The terms of the deal were not disclosed. Carlisle also acquired one of Micro-Coax’s business units, Kroll Technologies, which provides electro-plating services and fabricates metal parts for a wide range of industries.
Based in Pennsylvania, Micro-Coax has been a long-time supplier of semi-rigid coaxial cable, a special type of transmission line that severely limits the power lost when signals pour into cables. Semi-rigid cables have “the advantage of the smallest possible diameter, nearly 100% isolation, and near-theoretical textbook attenuation,” said Chris Kneizys, Micro-Coax’s chief executive, in a 2015 interview with Microwaves & RF.
While both companies make overlapping products, the scale of their operations are worlds apart. Carlisle Interconnect Technologies, which is organized under a holding company, generated revenues of $196.7 million in the first quarter of 2016, according to government filings. That represents nearly a fourth of the holding company’s total revenue for the quarter.
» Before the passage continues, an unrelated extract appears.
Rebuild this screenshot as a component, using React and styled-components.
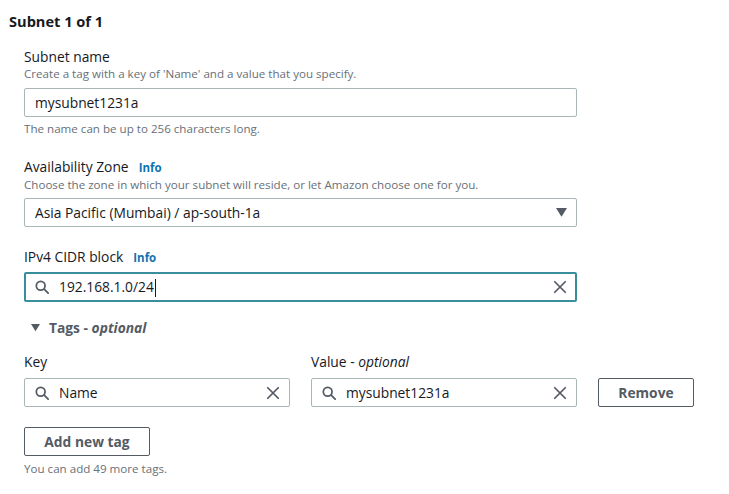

Last year, Micro-Coax only had annual revenues around $45 million, according to a Carlisle statement. Though small, the company was in the process of expanding before the deal. Last month, Micro-Coax began growing its staff – now standing at 235 – hiring for positions in manufacturing and engineering to help transition into new markets.
Micro-Coax was founded in 1962. A.H. Mainwaring, the engineer that invented the precursor to semi-rigid cables, established the company as a business unit of his first venture, Uniform Tubes. The firm’s first major achievement came the following year, with the design of gold jackets for the cabling inside the first Apollo spacecraft.
Over the next 50 years, the company expanded into delay lines, connectors, and products for shielding electromagnetic interference. One such shielding technology, Aracon, is a yarn-like conductive fiber that can replace metal and conventional braided cable in airplane electronics. Its natural and synthetic fibers are treated to conduct electricity and the resulting yarn is stronger, lighter, and more flexible than metal wire.
“We are excited about the acquisition of Micro-Coax, as the company adds capabilities and technology to strengthen our interconnect products business in very attractive sectors,” Chris Koch, Carlisle’s chief executive, said in a statement.